CSP 2019 Proposal "Comparative genomics and association mapping in Sordariales: insights into functional diversity in Neurospora and its relatives" aims to investigate the genomic bases of fungal thermophily and thermotolerance, biomass-degradation, and fungal-bacterial interactions. Sequencing multiple populations and species of Sordariales will enable comparative analysis across an order of biomass-degrading fungi frequently encountered in soil, compost and herbivore dung, and encompassing one of the few groups of thermophilic fungi.

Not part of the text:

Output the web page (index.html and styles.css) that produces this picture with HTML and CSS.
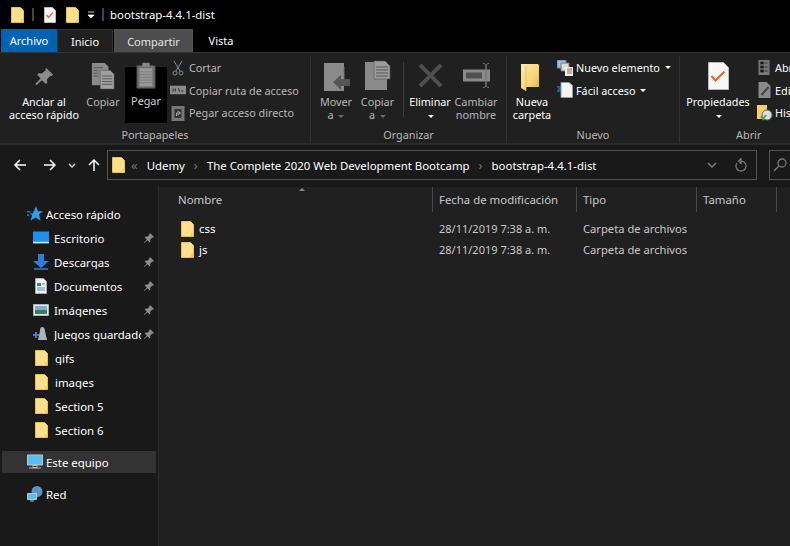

Zopfiella pleuropora IMI 148365

Fungal strain IMI 141365 of Zopfiella pleuropora was isolated from a dusky-footed woodrat (Neotoma fuscipes) dung, near the Crystal Springs Reservoir, in the South of San Francisco, California. Zopfiella macrospora is homothallic and belongs to Sordariales. The genus is named after German mycologist Friedrich Zopf. The species name describes the position of the germ pore of the ascospores (in Greek, “pleura”= side, “poros”= pore). The species was originally described in 1971 by Malloch and Cain [1].

Reference

  1. Malloch, D., & Cain, R. F. (1971). New cleistothecial Sordariaceae and a new family, Coniochaetaceae. Canadian Journal of Botany, 49(6), 869-880.